Yes, uneven wall thickness significantly increases defect risk. Sections that vary in thickness cool at different speeds. This creates differential shrinkage, warping, sink marks, and residual stress. These defects are predictable and preventable at the design stage, but expensive to fix after tooling is cut.
Why Cooling Rate Is Everything
Molten metal enters the die cavity under high pressure 1 and must fill every corner before solidifying in a controlled, uniform way. When wall thickness varies, thin sections freeze first. Thick sections are still liquid. As the thick section cools, it contracts — but the surrounding solid material resists that contraction. The result is internal stress, surface sink marks, and in severe cases, cracking.
This is not a supplier process problem. It is a geometry problem. No process adjustment fully compensates for a design that violates basic thermal physics.

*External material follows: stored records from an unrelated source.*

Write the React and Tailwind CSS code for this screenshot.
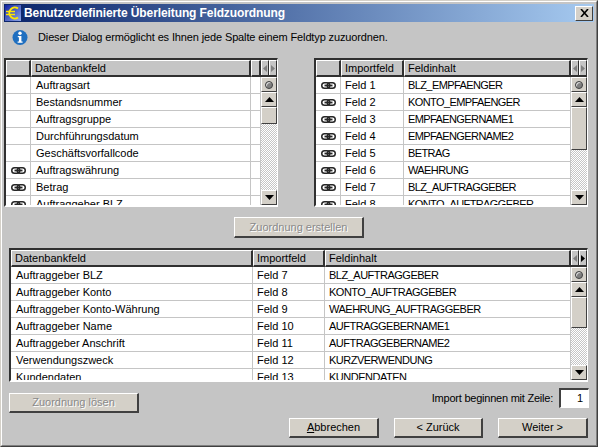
function Link() {
  return (
    <svg width="15" height="7" viewBox="0 0 15 7" fill="none" stroke="#262626" strokeWidth="1.5">
      <rect x="0.75" y="0.75" width="8" height="5.5" rx="2.75" />
      <rect x="6.25" y="0.75" width="8" height="5.5" rx="2.75" />
      <path d="M3.5 3.5h8" strokeWidth="1.8" />
    </svg>
  );
}

function Button({ w, h, disabled, children }) {
  return (
    <div className={"flex items-center justify-center bg-[#d4d0c8] border-t border-l border-t-white border-l-white border-r-2 border-b-2 border-r-[#404040] border-b-[#404040] shrink-0 " + w + " " + h + " " + (disabled ? "text-[#8a8a8a] [text-shadow:1px_1px_0_#fff]" : "text-black")}>
      {children}
    </div>
  );
}

function Tri({ dir, color = "#000" }) {
  const pts = { up: "0,5 9,5 4.5,0", down: "0,0 9,0 4.5,5", left: "5,0 5,7 1,3.5", right: "1,0 1,7 5,3.5" }[dir];
  const big = dir === "up" || dir === "down";
  return (
    <svg width={big ? 9 : 6} height={big ? 5 : 7} viewBox={big ? "0 0 9 5" : "0 0 6 7"}>
      <polygon points={pts} fill={color} />
    </svg>
  );
}

function HeadCell({ className = "", children }) {
  return (
    <div className={"h-[17px] flex items-center pl-[3px] bg-[#c5c5c5] border-t border-l border-t-white border-l-white border-r-2 border-b-2 border-r-[#303030] border-b-[#303030] overflow-hidden whitespace-nowrap shrink-0 " + className}>
      {children}
    </div>
  );
}

function Cell({ className = "", children }) {
  return (
    <div className={"h-full flex items-center border-r border-r-[#c5c5c5] overflow-hidden whitespace-nowrap shrink-0 " + className}>
      {children}
    </div>
  );
}

function ScrollBtn({ className = "", children }) {
  return (
    <div className={"w-[16px] flex items-center justify-center bg-[#d4d0c8] border-t border-l border-t-white border-l-white border-r border-b border-r-[#404040] border-b-[#404040] shrink-0 " + className}>
      {children}
    </div>
  );
}

function Scrollbar({ thumb, rightDark }) {
  return (
    <div className="w-[16px] shrink-0 flex flex-col h-full">
      <div className="h-[17px] flex shrink-0 bg-[#c5c5c5] border-b-2 border-b-[#303030]">
        <div className="w-[8px] flex items-center justify-center bg-[#c5c5c5] border-t border-l border-t-white border-l-white border-r border-r-[#303030]"><Tri dir="left" color="#808080" /></div>
        <div className="w-[8px] flex items-center justify-center bg-[#c5c5c5] border-t border-l border-t-white border-l-white border-r border-r-[#303030]"><Tri dir="right" color={rightDark ? "#000" : "#808080"} /></div>
      </div>
      <ScrollBtn className="h-[15px]">
        <div className="w-[8px] h-[8px] rounded-full bg-[#808080] border border-[#404040] shadow-[inset_1px_1px_0_#e8e8e8]" />
      </ScrollBtn>
      <ScrollBtn className="h-[15px]"><Tri dir="up" /></ScrollBtn>
      <ScrollBtn className={thumb} />
      <div className="flex-1 bg-[repeating-conic-gradient(#ffffff_0_25%,#c5c5c5_0_50%)] bg-[length:2px_2px]" />
      <ScrollBtn className="h-[15px]"><Tri dir="down" /></ScrollBtn>
    </div>
  );
}

function Grid({ className, headers, rows, thumb, rightDark }) {
  return (
    <div className={"border-t-2 border-l-2 border-t-[#303030] border-l-[#303030] border-r border-b-2 border-r-white border-b-white flex overflow-hidden bg-white shrink-0 " + className}>
      <div className="flex-1 min-w-0 flex flex-col">
        <div className="flex shrink-0">
          {headers.map((h, i) => <HeadCell key={i} className={h.w}>{h.t}</HeadCell>)}
        </div>
        <div className="flex-1 overflow-hidden">
          {rows.map((r, i) => (
            <div key={i} className="h-[17px] flex border-b border-b-[#c5c5c5]">
              {r.map((c, j) => (
                <Cell key={j} className={headers[j].w + " " + (c === "L" ? "justify-center" : headers[j].pl)}>
                  {c === "L" ? <Link /> : c}
                </Cell>
              ))}
            </div>
          ))}
        </div>
      </div>
      <Scrollbar thumb={thumb} rightDark={rightDark} />
    </div>
  );
}

const leftRows = [
  ["", "Auftragsart", ""],
  ["", "Bestandsnummer", ""],
  ["", "Auftragsgruppe", ""],
  ["", "Durchführungsdatum", ""],
  ["", "Geschäftsvorfallcode", ""],
  ["L", "Auftragswährung", ""],
  ["L", "Betrag", ""],
  ["L", "Auftraggeber BLZ", ""],
];
const rightRows = [
  ["L", "Feld 1", "BLZ_EMPFAENGER"],
  ["L", "Feld 2", "KONTO_EMPFAENGER"],
  ["L", "Feld 3", "EMPFAENGERNAME1"],
  ["L", "Feld 4", "EMPFAENGERNAME2"],
  ["L", "Feld 5", "BETRAG"],
  ["L", "Feld 6", "WAEHRUNG"],
  ["L", "Feld 7", "BLZ_AUFTRAGGEBER"],
  ["L", "Feld 8", "KONTO_AUFTRAGGEBER"],
];
const bottomRows = [
  ["Auftraggeber BLZ", "Feld 7", "BLZ_AUFTRAGGEBER"],
  ["Auftraggeber Konto", "Feld 8", "KONTO_AUFTRAGGEBER"],
  ["Auftraggeber Konto-Währung", "Feld 9", "WAEHRUNG_AUFTRAGGEBER"],
  ["Auftraggeber Name", "Feld 10", "AUFTRAGGEBERNAME1"],
  ["Auftraggeber Anschrift", "Feld 11", "AUFTRAGGEBERNAME2"],
  ["Verwendungszweck", "Feld 12", "KURZVERWENDUNG"],
  ["Kundendaten", "Feld 13", "KUNDENDATEN"],
];

export default function App() {
  return (
    <div className="w-[598px] h-[447px] overflow-hidden bg-[#c5c5c5] border border-t-[#d4d0c8] border-l-[#d4d0c8] border-r-[#404040] border-b-[#404040] font-['Liberation_Sans',Arial,sans-serif] text-[11px] leading-none text-black">
      <div className="h-full flex flex-col border border-t-white border-l-white border-r-[#808080] border-b-[#808080] p-[2px]">
        <div className="h-[18px] shrink-0 flex items-center bg-[linear-gradient(90deg,#0a246a,#a6caf0)] pl-[1px] pr-[1px]">
          <svg width="16" height="16" viewBox="0 0 16 16" className="shrink-0">
            <defs>
              <linearGradient id="eu" x1="0" y1="0" x2="1" y2="1">
                <stop offset="0" stopColor="#1020a0" />
                <stop offset="1" stopColor="#8fa8e8" />
              </linearGradient>
            </defs>
            <rect width="16" height="16" fill="url(#eu)" />
            <path d="M13 3.5A5.5 5.5 0 1 0 13 12.5" fill="none" stroke="#ffe600" strokeWidth="2" />
            <path d="M1 6.5h9M1 9.5h9" stroke="#ffe600" strokeWidth="1.4" />
          </svg>
          <span className="ml-[3px] pb-[1px] text-white font-bold text-[12px] tracking-[-0.1px] whitespace-nowrap flex-1">Benutzerdefinierte Überleitung Feldzuordnung</span>
          <div className="w-[18px] h-[15px] flex items-center justify-center bg-[#d4d0c8] border-t border-l border-t-white border-l-white border-r border-b border-r-[#404040] border-b-[#404040]">
            <svg width="9" height="8" viewBox="0 0 9 8" stroke="#000" strokeWidth="1.6"><path d="M1 0l7 8M8 0l-7 8" /></svg>
          </div>
        </div>

        <div className="h-[19px] mt-[6px] shrink-0 flex items-center pl-[8px]">
          <svg width="16" height="17" viewBox="0 0 16 17" className="shrink-0">
            <circle cx="8" cy="8.5" r="7.5" fill="#1f6fc0" />
            <circle cx="8" cy="4.3" r="1.7" fill="#fff" />
            <path d="M5.8 7h3.6v5.5h1.2v1.3H5.6v-1.3h1.3V8.3H5.8z" fill="#fff" />
          </svg>
          <span className="ml-[10px] pb-[1px] tracking-[-0.13px] whitespace-nowrap">Dieser Dialog ermöglicht es Ihnen jede Spalte einem Feldtyp zuzuordnen.</span>
        </div>

        <div className="flex mt-[11px] shrink-0">
          <Grid className="w-[274px] h-[149px]" thumb="h-[17px]"
            headers={[{ t: "", w: "w-[25px]", pl: "" }, { t: "Datenbankfeld", w: "w-[220px]", pl: "pl-[5px]" }, { t: "", w: "w-[10px]", pl: "" }]}
            rows={leftRows} />
          <div className="w-[36px] shrink-0" />
          <Grid className="w-[274px] h-[149px]" thumb="h-[43px]"
            headers={[{ t: "", w: "w-[25px]", pl: "" }, { t: "Importfeld", w: "w-[63px]", pl: "pl-[4px]" }, { t: "Feldinhalt", w: "w-[167px]", pl: "pl-[4px] tracking-[-0.6px]" }]}
            rows={rightRows} />
        </div>

        <div className="flex justify-center mt-[10px] shrink-0">
          <Button w="w-[130px]" h="h-[21px]" disabled>Zuordnung erstellen</Button>
        </div>

        <Grid className="ml-[5px] mt-[10px] w-[579px] h-[134px]" thumb="h-[31px]" rightDark
          headers={[{ t: "Datenbankfeld", w: "w-[242px]", pl: "pl-[5px]" }, { t: "Importfeld", w: "w-[72px]", pl: "pl-[4px]" }, { t: "Feldinhalt", w: "w-[246px]", pl: "pl-[4px] tracking-[-0.5px]" }]}
          rows={bottomRows} />

        <div className="flex-1 ml-[5px] mr-[5px] flex justify-between">
          <div className="mt-[11px]">
            <Button w="w-[130px]" h="h-[20px]" disabled>Zuordnung lösen</Button>
          </div>
          <div className="flex flex-col items-end mt-[6px]">
            <div className="flex items-center">
              <span className="mr-[6px] tracking-[-0.23px] whitespace-nowrap">Import beginnen mit Zeile:</span>
              <div className="w-[30px] h-[20px] bg-white border-t-2 border-l-2 border-t-[#404040] border-l-[#404040] border-r border-b border-r-white border-b-white flex items-center justify-end pr-[5px]">1</div>
            </div>
            <div className="flex mt-[10px] mr-[1px] gap-[15px]">
              <Button w="w-[90px]" h="h-[20px]"><span><u>A</u>bbrechen</span></Button>
              <Button w="w-[89px]" h="h-[20px]">&lt; Zurück</Button>
              <Button w="w-[90px]" h="h-[20px]">Weiter &gt;</Button>
            </div>
          </div>
        </div>
      </div>
    </div>
  );
}
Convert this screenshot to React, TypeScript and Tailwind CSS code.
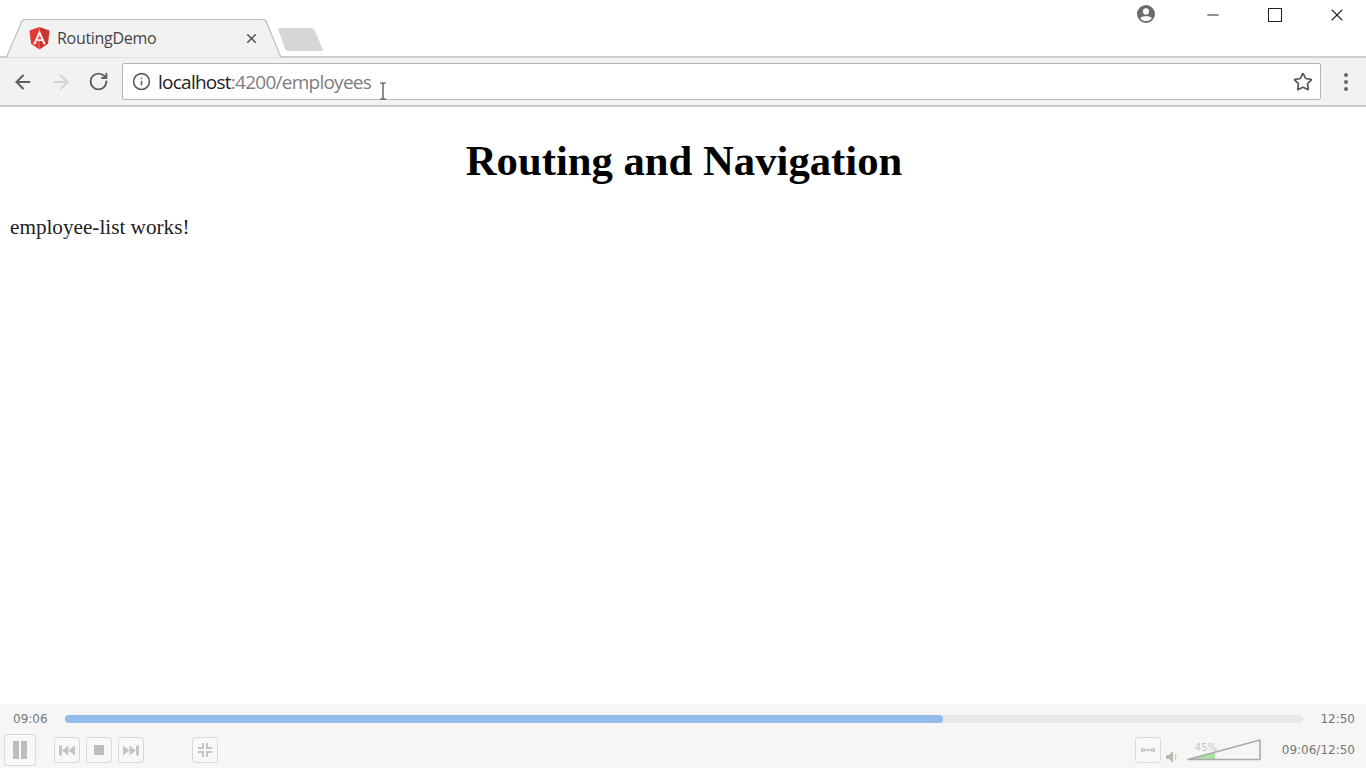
import { ArrowLeft, ArrowRight, RotateCw, Info, Star, X, Minus } from 'lucide-react';

function AngularLogo() {
    return (
        <svg width="21" height="23" viewBox="0 0 22 24" className="shrink-0">
            <path d="M11 0 L0.5 3.7 L2.1 17.6 L11 23.5 Z" fill="#e23a36" />
            <path d="M11 0 L21.5 3.7 L19.9 17.6 L11 23.5 Z" fill="#c9352f" />
            <path fillRule="evenodd" d="M11 3.2 L4.4 18 H6.9 L8.2 14.7 H13.8 L15.1 18 H17.6 Z M11 8.4 L12.9 12.7 H9.1 Z" fill="#f4eeee" />
        </svg>
    );
}

function TabStrip() {
    return (
        <div className="relative h-[58px] bg-white border-b-2 border-[#cfcfcf] shrink-0">
            <svg width="340" height="40" viewBox="0 0 340 40" className="absolute left-0 top-[19px]">
                <path d="M6 38.5 L7 37 L22 2 Q23 0.5 25 0.5 H263 Q265 0.5 266 2 L281 38.5" fill="#f2f2f2" stroke="#bdbdbd" strokeWidth="1.2" />
                <path d="M278 10 Q278 9 280 9 H311 Q313 9 314 10 L323 31 Q323.5 32 322 32 H288 Q286 32 285.5 31 Z" fill="#d6d6d6" />
            </svg>
            <div className="absolute left-[29px] top-[27px] w-[230px] flex items-center">
                <AngularLogo />
                <span className="ml-[7px] -mt-[1px] text-[16px] leading-6 text-[#444] font-['Open_Sans',sans-serif] tracking-[-0.3px]">RoutingDemo</span>
                <X size={15} strokeWidth={2.6} className="ml-auto text-[#555]" />
            </div>
            <div className="absolute right-0 top-0 w-[240px] h-[30px] flex items-center text-[#222]">
                <svg width="20" height="20" viewBox="0 0 20 20" className="absolute left-[10px] top-[4px]">
                    <circle cx="10" cy="10" r="9" fill="#6b6b6b" />
                    <circle cx="10" cy="7.4" r="3.1" fill="#fff" />
                    <path d="M4.2 14.2 C5.6 11.6 14.4 11.6 15.8 14.2 C14.5 16.1 12.4 17 10 17 C7.6 17 5.5 16.1 4.2 14.2 Z" fill="#fff" />
                </svg>
                <Minus size={18} strokeWidth={1.4} className="absolute left-[78px] top-[6px]" />
                <span className="absolute left-[142px] top-[8px] w-[14px] h-[14px] border-[1.5px] border-[#222]" />
                <X size={20} strokeWidth={1.3} className="absolute left-[201px] top-[5px]" />
            </div>
        </div>
    );
}

function Toolbar() {
    return (
        <div className="h-[49px] bg-[#f2f2f2] border-b-2 border-[#c9c9c9] flex items-center pl-[12px] pr-[18px] shrink-0">
            <ArrowLeft size={22} strokeWidth={2.2} className="text-[#5f5f5f]" />
            <ArrowRight size={22} strokeWidth={2.2} className="ml-[16px] text-[#d4d4d4]" />
            <RotateCw size={21} strokeWidth={2.2} className="ml-[16px] text-[#5f5f5f]" />
            <div className="ml-[13px] h-[37px] flex-1 bg-white rounded-[2px] border border-[#b5b5b5] flex items-center pl-[9px] pr-[7px]">
                <Info size={19} strokeWidth={2} className="text-[#5c5c5c]" />
                <span className="ml-[7px] mt-[1px] text-[19px] leading-none tracking-[-0.75px] font-['Open_Sans',sans-serif] text-[#222]">
                    localhost<span className="text-[#7d7d7d]">:4200/employees</span>
                </span>
                <Star size={20} strokeWidth={2} className="ml-auto text-[#555]" />
            </div>
            <div className="ml-[23px] flex flex-col gap-[3px]">
                <span className="w-[4px] h-[4px] rounded-full bg-[#666]" />
                <span className="w-[4px] h-[4px] rounded-full bg-[#666]" />
                <span className="w-[4px] h-[4px] rounded-full bg-[#666]" />
            </div>
        </div>
    );
}

function PlayerButton({ children, large }: { children: React.ReactNode; large?: boolean }) {
    return (
        <div className={`${large ? 'w-[32px] h-[32px]' : 'w-[26px] h-[26px]'} rounded-[3px] border border-[#d8d8d8] bg-[#f8f8f8] flex items-center justify-center text-[#c4c4c4]`}>
            {children}
        </div>
    );
}

function PlayerBar() {
    const progress = 70.9;
    return (
        <div className="h-[64px] bg-[#f6f6f6] shrink-0 font-['DejaVu_Sans',sans-serif] text-[#777] text-[12px]">
            <div className="h-[28px] pt-[2px] flex items-center pl-[13px] pr-[11px]">
                <span className="w-[52px]">09:06</span>
                <div className="flex-1 h-[8px] rounded-full bg-[#e8e8e8]">
                    <div className="h-full rounded-full bg-[#93bde8]" style={{ width: `${progress}%` }} />
                </div>
                <span className="ml-[17px]">12:50</span>
            </div>
            <div className="h-[36px] flex items-center pl-[4px] pr-[11px]">
                <PlayerButton large>
                    <div className="flex gap-[2px]">
                        <span className="w-[6px] h-[18px] bg-[#bdbdbd]" />
                        <span className="w-[6px] h-[18px] bg-[#bdbdbd]" />
                    </div>
                </PlayerButton>
                <div className="ml-[18px] flex gap-[6px]">
                    <PlayerButton>
                        <svg width="16" height="11" viewBox="0 0 16 10" fill="currentColor"><path d="M0 0h3v10H0zM9.5 0v10L3 5zM16 0v10L9.5 5z" /></svg>
                    </PlayerButton>
                    <PlayerButton>
                        <span className="w-[10px] h-[10px] bg-[#bdbdbd]" />
                    </PlayerButton>
                    <PlayerButton>
                        <svg width="16" height="11" viewBox="0 0 16 10" fill="currentColor"><path d="M16 0h-3v10h3zM6.5 0v10L13 5zM0 0v10l6.5-5z" /></svg>
                    </PlayerButton>
                </div>
                <div className="ml-[48px]">
                    <PlayerButton>
                        <svg width="14" height="14" viewBox="0 0 14 14" fill="currentColor"><path d="M4 0h2v6H0V4h4zM8 0h2v4h4v2H8zM0 8h6v6H4v-4H0zM8 8h6v2h-4v4H8z" /></svg>
                    </PlayerButton>
                </div>
                <div className="ml-auto flex items-center">
                    <PlayerButton>
                        <svg width="16" height="6" viewBox="0 0 16 6" fill="currentColor"><path d="M0 3l3.5-3v6zM16 3l-3.5-3v6zM4 1.8h2.2v2.4H4zM6.9 1.8h2.2v2.4H6.9zM9.8 1.8H12v2.4H9.8z" /></svg>
                    </PlayerButton>
                    <svg width="14" height="12" viewBox="0 0 14 12" className="ml-[5px] mt-[14px]">
                        <path d="M0 4h3l4-4v12l-4-4H0z" fill="#b9b9b9" />
                        <path d="M9 3.5q2 2.5 0 5" fill="none" stroke="#f2b865" strokeWidth="1.2" />
                    </svg>
                    <div className="relative ml-[7px] w-[74px] h-[24px]">
                        <svg width="74" height="24" viewBox="0 0 74 24" className="absolute inset-0">
                            <path d="M1 21 L28 21 L28 13.8 Z" fill="#a9e2a3" />
                            <path d="M1 21.5 L73 21.5 L73 2 Z" fill="none" stroke="#aaa" strokeWidth="1.6" strokeLinejoin="round" />
                        </svg>
                        <span className="absolute left-[8px] top-[2px] text-[10px] text-[#c4c4c4]">45%</span>
                    </div>
                    <span className="ml-[21px]">09:06/12:50</span>
                </div>
            </div>
        </div>
    );
}

export default function App() {
    return (
        <div className="w-[1366px] h-[768px] flex flex-col bg-white overflow-hidden relative">
            <TabStrip />
            <Toolbar />
            <main className="flex-1 font-['Liberation_Serif',serif] text-black">
                <h1 className="mt-[27px] pl-[2px] text-center text-[42.7px] leading-[54px] font-bold">Routing and Navigation</h1>
                <p className="mt-[25px] ml-[10px] text-[21.2px] leading-[28px] text-[#222]">employee-list works!</p>
            </main>
            <PlayerBar />
            {/* text cursor over the address bar */}
            <svg width="8" height="18" viewBox="0 0 8 18" className="absolute left-[379px] top-[82px]">
                <path d="M1 1h6M4 1v16M1 17h6" stroke="#444" strokeWidth="1.2" fill="none" />
            </svg>
        </div>
    );
}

The Most Common Defects Caused by Uneven Walls
| Defect | Root Cause | Where It Appears |
|---|---|---|
| Sink marks | Thick section contracts after surface solidifies | Opposite face of a boss or rib |
| Warping | Differential shrinkage across the part | Flat panels, lids, covers |
| Porosity | Slow cooling creates coarse grain and voids | Inside thick walls, blind bosses |
| Cold shuts | Thin wall freezes before cavity fills | Narrow ribs, thin flanges |
| Residual stress cracking | Locked-in stress from uneven cooling | Near abrupt thickness transitions |
Abrupt Transitions Are the Worst Offender
Where wall thickness must change — and sometimes it must — the transition needs to be gradual. A tapered or filleted transition with a length equal to at least three times the thickness difference allows molten metal to flow progressively into the heavier zone. An abrupt step change creates a turbulent flow front that traps gas right at the junction. That trapped gas becomes porosity 2, which is invisible on the surface but catastrophic under cyclic load.
We have reviewed drawings from buyers who used a hard step from 1.5mm to 5mm in the same part. Every sample from that tool had a void cluster right at the step. The fix required recutting the tool — a cost that would have been zero if the transition had been addressed on the drawing.
Large Flat Surfaces Warp More Than You Expect
Large flat panels with uniform thickness are still at risk. Any slight cooling asymmetry across that flat face — caused by uneven die temperature, gate position, or ejector pin layout — creates a bowing moment. There is no structural feature to resist it. The panel warps after ejection.
The fix is simple: add a shallow rib grid or a slight crown to the panel. This interrupts the flat geometry, stiffens the section, and masks minor flatness variation that is inherent in the casting process. This is a routine design move that most experienced engineers know — but many drawings arrive at Chinese factories without it.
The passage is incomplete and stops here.